We cannot return the unasked-for gifts of nature and culture. Nor can we jump over the shadow of our mortality. But we can transform the manner in which we accept those gifts and we can stand more fully in the light that casts that shadow. It is my wager that if we can begin to accept our limitedness, then we might be able to give up certain of the fantasies of infantile omnipotence, worldly wealth and puffed-up power that culminate in both aggressive personal conflicts and bloody wars between opposed and exclusive gods. To be a creature is to accept our dependence and limitedness in a way that does not result in disaffection and despair. It is rather the condition for courage and endurance.

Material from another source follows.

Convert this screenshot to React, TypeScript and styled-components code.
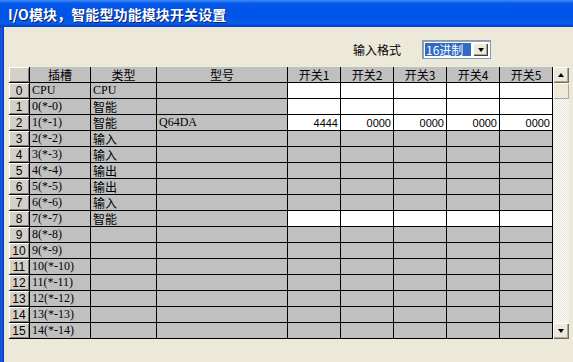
import React from 'react';
import styled, { createGlobalStyle } from 'styled-components';

const GlobalStyle = createGlobalStyle`
  html, body {
    margin: 0;
    padding: 0;
    background: #ece9d8;
    overflow: hidden;
  }
`;

const Window = styled.div`
  width: 573px;
  height: 362px;
  display: flex;
  flex-direction: column;
  background: #ece9d8;
  font-family: 'Noto Sans CJK SC', sans-serif;
`;

const TitleBar = styled.div`
  height: 27px;
  flex: none;
  display: flex;
  align-items: center;
  padding-left: 8px;
  background: linear-gradient(
    #3b8ffb 0,
    #0a5ae8 3px,
    #0055ea 8px,
    #0054e6 18px,
    #0a5ee8 23px,
    #003ccc 27px
  );
`;

const TitleText = styled.span`
  color: #fff;
  font-size: 14px;
  font-weight: 700;
  letter-spacing: 0.1px;
  text-shadow: 1px 1px 0 #0a1e6a;
`;

const Body = styled.div`
  flex: 1;
  display: flex;
`;

const Frame = styled.div`
  width: 4px;
  flex: none;
  background: linear-gradient(90deg, #0841c8 0, #1d63e8 1px, #1658e0 2px, #0a3dbd 3px);
`;

const Content = styled.div`
  flex: 1;
  display: flex;
  flex-direction: column;
  padding-left: 5px;
`;

const Toolbar = styled.div`
  height: 40px;
  display: flex;
  align-items: center;
  justify-content: flex-end;
  gap: 21px;
  padding-right: 82px;
  padding-top: 5px;
  box-sizing: border-box;
`;

const Label = styled.span`
  font-size: 12px;
  color: #000;
`;

const Select = styled.div`
  width: 69px;
  height: 19px;
  box-sizing: border-box;
  display: flex;
  align-items: center;
  padding: 2px;
  gap: 2px;
  background: #fff;
  border: 1px solid #7f9db9;
  box-shadow: inset 1px 1px 0 #a0a0a0;
`;

const SelectValue = styled.span`
  flex: 1;
  height: 13px;
  line-height: 13px;
  background: #316ac5;
  color: #fff;
  font-size: 12px;
  padding-left: 1px;
`;

const DropButton = styled.span`
  width: 15px;
  height: 13px;
  box-sizing: border-box;
  display: flex;
  align-items: center;
  justify-content: center;
  background: #ece9d8;
  box-shadow: inset 1px 1px 0 #fff, inset -1px -1px 0 #404040, inset -2px -2px 0 #aca899;
`;

const Arrow = styled.span<{ $up?: boolean }>`
  width: 0;
  height: 0;
  border-left: 3.5px solid transparent;
  border-right: 3.5px solid transparent;
  ${(p) => (p.$up ? 'border-bottom: 4px solid #000;' : 'border-top: 4px solid #000;')}
`;

const GridArea = styled.div`
  display: flex;
  align-items: flex-start;
`;

const Grid = styled.div`
  display: grid;
  grid-template-columns: 20px 60px 65px 130px repeat(5, 52px);
  grid-auto-rows: 15px;
  gap: 1px;
  padding: 0 1px 1px 0;
  background: #000;
  font-size: 12px;
`;

const Cell = styled.div<{ $white?: boolean; $num?: boolean; $latin?: boolean }>`
  background: ${(p) => (p.$white ? '#fff' : '#c0c0c0')};
  color: #000;
  display: flex;
  align-items: center;
  justify-content: ${(p) => (p.$num ? 'flex-end' : 'flex-start')};
  padding: ${(p) => (p.$num ? '0 2px 0 0' : '0 0 0 2px')};
  white-space: nowrap;
  overflow: hidden;
  font-family: ${(p) =>
    p.$num
      ? "'Liberation Sans', sans-serif"
      : p.$latin
      ? "'Liberation Serif', 'Noto Sans CJK SC', serif"
      : "'Noto Sans CJK SC', sans-serif"};
  font-size: ${(p) => (p.$num ? '11px' : '12px')};
`;

const HeadCell = styled.div`
  background: #c0c0c0;
  display: flex;
  align-items: center;
  justify-content: center;
  font-size: 12px;
  color: #000;
  white-space: nowrap;
`;

const RowHead = styled.div`
  background: #d4d0c8;
  box-shadow: inset 1px 1px 0 #fff, inset -1px -1px 0 #808080;
  display: flex;
  align-items: center;
  justify-content: center;
  font-family: 'Liberation Sans', sans-serif;
  font-size: 12px;
  color: #000;
`;

const Scrollbar = styled.div`
  width: 16px;
  height: 272px;
  display: flex;
  flex-direction: column;
  background-color: #f4f3ee;
  background-image: repeating-conic-gradient(#fff 0 25%, #e6e3d6 0 50%);
  background-size: 2px 2px;
`;

const ScrollButton = styled.div`
  height: 16px;
  flex: none;
  display: flex;
  align-items: center;
  justify-content: center;
  background: #ece9d8;
  box-shadow: inset 1px 1px 0 #fff, inset -1px -1px 0 #716f64, inset -2px -2px 0 #aca899;
`;

const Thumb = styled.div`
  height: 16px;
  flex: none;
  background: #ece9d8;
  box-shadow: inset 1px 1px 0 #fff, inset -1px -1px 0 #aca899;
`;

const Track = styled.div`
  flex: 1;
`;

type Row = { slot: string; type: string; model?: string; white?: boolean; values?: string[] };

const rows: Row[] = [
  { slot: 'CPU', type: 'CPU', white: true },
  { slot: '0(*-0)', type: '智能', white: true },
  { slot: '1(*-1)', type: '智能', model: 'Q64DA', white: true, values: ['4444', '0000', '0000', '0000', '0000'] },
  { slot: '2(*-2)', type: '输入' },
  { slot: '3(*-3)', type: '输入' },
  { slot: '4(*-4)', type: '输出' },
  { slot: '5(*-5)', type: '输出' },
  { slot: '6(*-6)', type: '输入' },
  { slot: '7(*-7)', type: '智能', white: true },
  { slot: '8(*-8)', type: '' },
  { slot: '9(*-9)', type: '' },
  { slot: '10(*-10)', type: '' },
  { slot: '11(*-11)', type: '' },
  { slot: '12(*-12)', type: '' },
  { slot: '13(*-13)', type: '' },
  { slot: '14(*-14)', type: '' },
];

const headers = ['插槽', '类型', '型号', '开关1', '开关2', '开关3', '开关4', '开关5'];

const App: React.FC = () => {
  return (
    <>
      <GlobalStyle />
      <Window>
        <TitleBar>
          <TitleText>I/O模块，智能型功能模块开关设置</TitleText>
        </TitleBar>
        <Body>
          <Frame />
          <Content>
            <Toolbar>
              <Label>输入格式</Label>
              <Select>
                <SelectValue>16进制</SelectValue>
                <DropButton>
                  <Arrow />
                </DropButton>
              </Select>
            </Toolbar>
            <GridArea>
              <Grid>
                <RowHead />
                {headers.map((h) => (
                  <HeadCell key={h}>{h}</HeadCell>
                ))}
                {rows.map((r, i) => (
                  <React.Fragment key={i}>
                    <RowHead>{i}</RowHead>
                    <Cell $latin>{r.slot}</Cell>
                    <Cell $latin={r.type === 'CPU'}>{r.type}</Cell>
                    <Cell $latin>{r.model ?? ''}</Cell>
                    {[0, 1, 2, 3, 4].map((k) => (
                      <Cell key={k} $white={r.white} $num>
                        {r.values ? r.values[k] : ''}
                      </Cell>
                    ))}
                  </React.Fragment>
                ))}
              </Grid>
              <Scrollbar>
                <ScrollButton>
                  <Arrow $up />
                </ScrollButton>
                <Thumb />
                <Track />
                <ScrollButton>
                  <Arrow />
                </ScrollButton>
              </Scrollbar>
            </GridArea>
          </Content>
        </Body>
      </Window>
    </>
  );
};

export default App;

Returning to the quote from Montaigne with which I began my introduction[**], to philosophize is to learn the habit of having death continually present within one’s mouth. In this way, we can begin to confront the terror of annihilation that enslaves us and leads us into either escape or evasion. In speaking of death and even laughing at our frailty and mortality, one accepts the creaturely limitation that is the very condition for human freedom. Such freedom is not a passive state of being or the simple absence of necessity or constraint. On the contrary, it is an ongoing activity that requires the acceptance of necessity and the affirmation of the moving constraint of our mortality. This is not easy, I know. To philosophize is to learn to love that difficulty.

 [** “If I were a maker of books, I would make a register, with comments, of various deaths. He who would teach men to die would teach them to live.” Montaigne, That to Philosophiize Is to Learn How to Die]

[* Added December 31, 2009. “Be in the world like a traveler, or like a passer on, and reckon yourself as of the dead.” – Mohammed (peace be upon him). My most profound apologies for my blindness and judgment of you then, L’s John in LA, my brother. Mea culpa. Mea culpa. I see things differently now. We are truly One, you and I. My life given to you.]